[DIRECTION]:
Reproduce the listing exactly, with no pictures in your copy.

###

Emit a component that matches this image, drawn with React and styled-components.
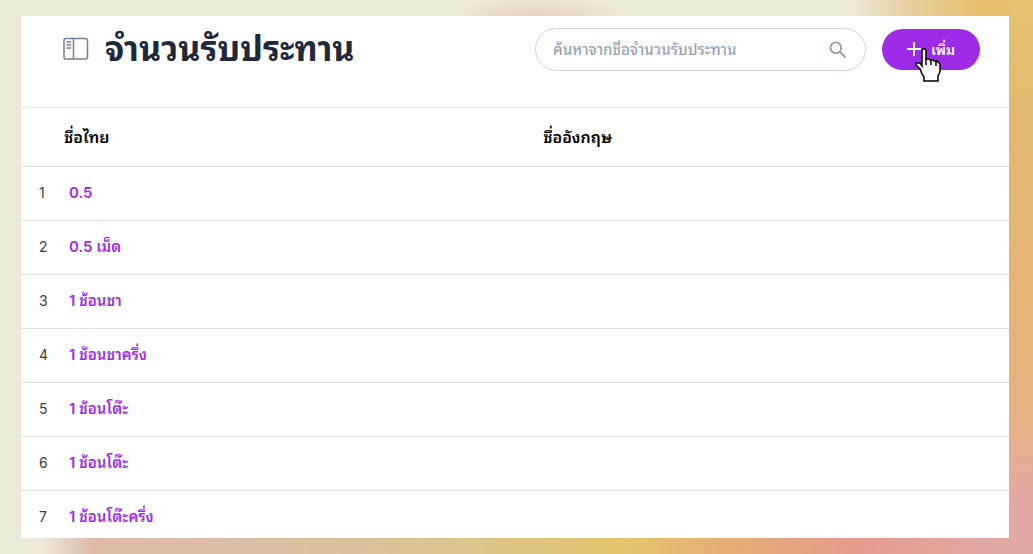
import styled, { createGlobalStyle } from "styled-components";

const GlobalStyle = createGlobalStyle`
* {
  box-sizing: border-box;
}
body {
  margin: 0;
  font-family: Inter, "Noto Sans Thai Looped", Loma, Waree, Garuda, Umpush, "Noto Sans", sans-serif;
}
`;

const rows = [
  "0.5",
  "0.5 เม็ด",
  "1 ช้อนชา",
  "1 ช้อนชาครึ่ง",
  "1 ช้อนโต๊ะ",
  "1 ช้อนโต๊ะ",
  "1 ช้อนโต๊ะครึ่ง",
];

const App = () => {
  return (
    <Page>
      <GlobalStyle />
      <Panel>
        <Header>
          <MenuButton type="button" aria-label="เมนู">
            <PanelIcon />
          </MenuButton>
          <Title>จำนวนรับประทาน</Title>
          <SearchBox>
            <SearchInput
              type="text"
              aria-label="ค้นหา"
              placeholder="ค้นหาจากชื่อจำนวนรับประทาน"
            />
            <SearchIcon />
          </SearchBox>
          <AddButton type="button">
            <PlusIcon />
            เพิ่ม
            <Pointer />
          </AddButton>
        </Header>
        <Table>
          <colgroup>
            <NumberCol />
            <NameCol />
            <col />
          </colgroup>
          <thead>
            <tr>
              <HeadCell $first colSpan={2}>ชื่อไทย</HeadCell>
              <HeadCell>ชื่ออังกฤษ</HeadCell>
            </tr>
          </thead>
          <tbody>
            {rows.map((name, index) => (
              <tr key={index}>
                <NumberCell>{index + 1}</NumberCell>
                <Cell>
                  <NameLink href="#">{name}</NameLink>
                </Cell>
                <Cell />
              </tr>
            ))}
          </tbody>
        </Table>
      </Panel>
    </Page>
  );
};

const PanelIcon = () => (
  <svg width="26" height="24" viewBox="0 0 26 24" fill="none" stroke="#718096">
    <rect x="1" y="1.5" width="23.5" height="20.5" rx="2" strokeWidth="1.5" />
    <path d="M10.5 1.5V22" strokeWidth="1.5" />
    <path d="M3.5 5H8M3.5 8H8M3.5 11H8" strokeWidth="1.3" />
  </svg>
);

const SearchIcon = () => (
  <svg width="18" height="18" viewBox="0 0 18 18" fill="none" stroke="#94a3b8">
    <circle cx="6.8" cy="6.8" r="5.4" strokeWidth="1.9" />
    <path d="M10.8 10.8L16.5 16.5" strokeWidth="2.2" />
  </svg>
);

const PlusIcon = () => (
  <svg width="14" height="14" viewBox="0 0 14 14" stroke="#fff" strokeWidth="2">
    <path d="M7 0V14M0 7H14" />
  </svg>
);

const Pointer = () => (
  <PointerSvg viewBox="0 0 26 34" aria-hidden="true">
    <path
      d="M8 1H10L11 2V11H14L15 12H18L19 13H22L25 16V24L23 28V33H9V29L7 26L5 21L1 17V15H5L7 18V2Z"
      fill="#fff"
      stroke="#000"
      strokeWidth="1.5"
    />
    <path d="M11 10V17M16 12V17M21 13V18" stroke="#000" strokeWidth="1.5" />
  </PointerSvg>
);

const Page = styled.div`
min-height: 100vh;
padding: 16px 24px 16px 21px;
background-color: #edeadc;
background-repeat: no-repeat;
background-image:
  linear-gradient(#e6c470, #e0b970 20%, #e5b375 55%, #e5b183 75%, #e2aaa2 90%, #e0a9a4),
  radial-gradient(ellipse 90px 20px at 52% 16px, #e8d0c2, transparent),
  linear-gradient(to right, transparent 82%, #e6cfa0 88%, #e6c06c 95%),
  linear-gradient(to right, #edeadc 4%, #dfbaa9 9%, #dcbfa6 25%, #dbc595 42%, #e3c66d 60%, #e5ae74 70%, #e59a8c 83%, #e3a5a0 93%, #dcb0a8);
background-size: 24px 100%, 100% 16px, 100% 16px, 100% 16px;
background-position: right top, left top, left top, left bottom;
`;

const Panel = styled.main`
background-color: #fff;
height: calc(100vh - 32px);
overflow: hidden;
`;

const Header = styled.header`
display: flex;
align-items: flex-start;
height: 92px;
padding: 12px 29px 0 42px;
border-bottom: 1px solid #e2e8f0;
`;

const MenuButton = styled.button`
display: flex;
align-items: center;
height: 41px;
padding: 0;
border: none;
background: none;
`;

const Title = styled.h1`
flex: 1;
margin: 0 0 0 16px;
font-size: 34px;
line-height: 42px;
font-weight: 700;
color: #1e293b;
white-space: nowrap;
`;

const SearchBox = styled.div`
display: flex;
align-items: center;
width: 331px;
height: 43px;
padding: 0 18px 0 17px;
border: 1px solid #cbd5e1;
border-radius: 22px;
`;

const SearchInput = styled.input`
flex: 1;
min-width: 0;
padding: 0;
border: none;
outline: none;
background: none;
font-family: inherit;
font-size: 15px;
font-weight: 500;
&::placeholder {
  color: #94a3b8;
}
`;

const AddButton = styled.button`
position: relative;
display: flex;
align-items: center;
justify-content: center;
gap: 10px;
width: 98px;
height: 41px;
margin: 1px 0 0 16px;
padding: 0 0 2px;
border: none;
border-radius: 21px;
background-color: #9d2be8;
color: #fff;
font-family: inherit;
font-size: 14px;
font-weight: 600;
`;

/* mouse pointer resting on the button */
const PointerSvg = styled.svg`
position: absolute;
left: 33px;
top: 19px;
width: 26px;
height: 34px;
`;

const Table = styled.table`
width: 100%;
table-layout: fixed;
border-collapse: collapse;
font-size: 15px;
line-height: 20px;
`;

const NumberCol = styled.col`
width: 48px;
`;

const NameCol = styled.col`
width: 48%;
`;

const HeadCell = styled.th`
height: 58px;
padding: 0 0 0 ${(props) => (props.$first ? "43px" : "0")};
border-bottom: 1px solid #e0e0e0;
text-align: left;
font-size: 16px;
font-weight: 600;
color: #000;
`;

const NumberCell = styled.td`
height: 54px;
padding: 0 0 0 18px;
border-bottom: 1px solid #e0e0e0;
font-size: 14px;
color: #404040;
`;

const Cell = styled.td`
padding: 0;
border-bottom: 1px solid #e0e0e0;
`;

const NameLink = styled.a`
color: #9d2be8;
font-weight: 600;
text-decoration: none;
`;

export default App;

###

[FINAL RESULT]:
Emit a component that matches this image, drawn with React and styled-components.
import styled, { createGlobalStyle } from "styled-components";

const GlobalStyle = createGlobalStyle`
* {
  box-sizing: border-box;
}
body {
  margin: 0;
  font-family: Inter, "Noto Sans Thai Looped", Loma, Waree, Garuda, Umpush, "Noto Sans", sans-serif;
}
`;

const rows = [
  "0.5",
  "0.5 เม็ด",
  "1 ช้อนชา",
  "1 ช้อนชาครึ่ง",
  "1 ช้อนโต๊ะ",
  "1 ช้อนโต๊ะ",
  "1 ช้อนโต๊ะครึ่ง",
];

const App = () => {
  return (
    <Page>
      <GlobalStyle />
      <Panel>
        <Header>
          <MenuButton type="button" aria-label="เมนู">
            <PanelIcon />
          </MenuButton>
          <Title>จำนวนรับประทาน</Title>
          <SearchBox>
            <SearchInput
              type="text"
              aria-label="ค้นหา"
              placeholder="ค้นหาจากชื่อจำนวนรับประทาน"
            />
            <SearchIcon />
          </SearchBox>
          <AddButton type="button">
            <PlusIcon />
            เพิ่ม
            <Pointer />
          </AddButton>
        </Header>
        <Table>
          <colgroup>
            <NumberCol />
            <NameCol />
            <col />
          </colgroup>
          <thead>
            <tr>
              <HeadCell $first colSpan={2}>ชื่อไทย</HeadCell>
              <HeadCell>ชื่ออังกฤษ</HeadCell>
            </tr>
          </thead>
          <tbody>
            {rows.map((name, index) => (
              <tr key={index}>
                <NumberCell>{index + 1}</NumberCell>
                <Cell>
                  <NameLink href="#">{name}</NameLink>
                </Cell>
                <Cell />
              </tr>
            ))}
          </tbody>
        </Table>
      </Panel>
    </Page>
  );
};

const PanelIcon = () => (
  <svg width="26" height="24" viewBox="0 0 26 24" fill="none" stroke="#718096">
    <rect x="1" y="1.5" width="23.5" height="20.5" rx="2" strokeWidth="1.5" />
    <path d="M10.5 1.5V22" strokeWidth="1.5" />
    <path d="M3.5 5H8M3.5 8H8M3.5 11H8" strokeWidth="1.3" />
  </svg>
);

const SearchIcon = () => (
  <svg width="18" height="18" viewBox="0 0 18 18" fill="none" stroke="#94a3b8">
    <circle cx="6.8" cy="6.8" r="5.4" strokeWidth="1.9" />
    <path d="M10.8 10.8L16.5 16.5" strokeWidth="2.2" />
  </svg>
);

const PlusIcon = () => (
  <svg width="14" height="14" viewBox="0 0 14 14" stroke="#fff" strokeWidth="2">
    <path d="M7 0V14M0 7H14" />
  </svg>
);

const Pointer = () => (
  <PointerSvg viewBox="0 0 26 34" aria-hidden="true">
    <path
      d="M8 1H10L11 2V11H14L15 12H18L19 13H22L25 16V24L23 28V33H9V29L7 26L5 21L1 17V15H5L7 18V2Z"
      fill="#fff"
      stroke="#000"
      strokeWidth="1.5"
    />
    <path d="M11 10V17M16 12V17M21 13V18" stroke="#000" strokeWidth="1.5" />
  </PointerSvg>
);

const Page = styled.div`
min-height: 100vh;
padding: 16px 24px 16px 21px;
background-color: #edeadc;
background-repeat: no-repeat;
background-image:
  linear-gradient(#e6c470, #e0b970 20%, #e5b375 55%, #e5b183 75%, #e2aaa2 90%, #e0a9a4),
  radial-gradient(ellipse 90px 20px at 52% 16px, #e8d0c2, transparent),
  linear-gradient(to right, transparent 82%, #e6cfa0 88%, #e6c06c 95%),
  linear-gradient(to right, #edeadc 4%, #dfbaa9 9%, #dcbfa6 25%, #dbc595 42%, #e3c66d 60%, #e5ae74 70%, #e59a8c 83%, #e3a5a0 93%, #dcb0a8);
background-size: 24px 100%, 100% 16px, 100% 16px, 100% 16px;
background-position: right top, left top, left top, left bottom;
`;

const Panel = styled.main`
background-color: #fff;
height: calc(100vh - 32px);
overflow: hidden;
`;

const Header = styled.header`
display: flex;
align-items: flex-start;
height: 92px;
padding: 12px 29px 0 42px;
border-bottom: 1px solid #e2e8f0;
`;

const MenuButton = styled.button`
display: flex;
align-items: center;
height: 41px;
padding: 0;
border: none;
background: none;
`;

const Title = styled.h1`
flex: 1;
margin: 0 0 0 16px;
font-size: 34px;
line-height: 42px;
font-weight: 700;
color: #1e293b;
white-space: nowrap;
`;

const SearchBox = styled.div`
display: flex;
align-items: center;
width: 331px;
height: 43px;
padding: 0 18px 0 17px;
border: 1px solid #cbd5e1;
border-radius: 22px;
`;

const SearchInput = styled.input`
flex: 1;
min-width: 0;
padding: 0;
border: none;
outline: none;
background: none;
font-family: inherit;
font-size: 15px;
font-weight: 500;
&::placeholder {
  color: #94a3b8;
}
`;

const AddButton = styled.button`
position: relative;
display: flex;
align-items: center;
justify-content: center;
gap: 10px;
width: 98px;
height: 41px;
margin: 1px 0 0 16px;
padding: 0 0 2px;
border: none;
border-radius: 21px;
background-color: #9d2be8;
color: #fff;
font-family: inherit;
font-size: 14px;
font-weight: 600;
`;

/* mouse pointer resting on the button */
const PointerSvg = styled.svg`
position: absolute;
left: 33px;
top: 19px;
width: 26px;
height: 34px;
`;

const Table = styled.table`
width: 100%;
table-layout: fixed;
border-collapse: collapse;
font-size: 15px;
line-height: 20px;
`;

const NumberCol = styled.col`
width: 48px;
`;

const NameCol = styled.col`
width: 48%;
`;

const HeadCell = styled.th`
height: 58px;
padding: 0 0 0 ${(props) => (props.$first ? "43px" : "0")};
border-bottom: 1px solid #e0e0e0;
text-align: left;
font-size: 16px;
font-weight: 600;
color: #000;
`;

const NumberCell = styled.td`
height: 54px;
padding: 0 0 0 18px;
border-bottom: 1px solid #e0e0e0;
font-size: 14px;
color: #404040;
`;

const Cell = styled.td`
padding: 0;
border-bottom: 1px solid #e0e0e0;
`;

const NameLink = styled.a`
color: #9d2be8;
font-weight: 600;
text-decoration: none;
`;

export default App;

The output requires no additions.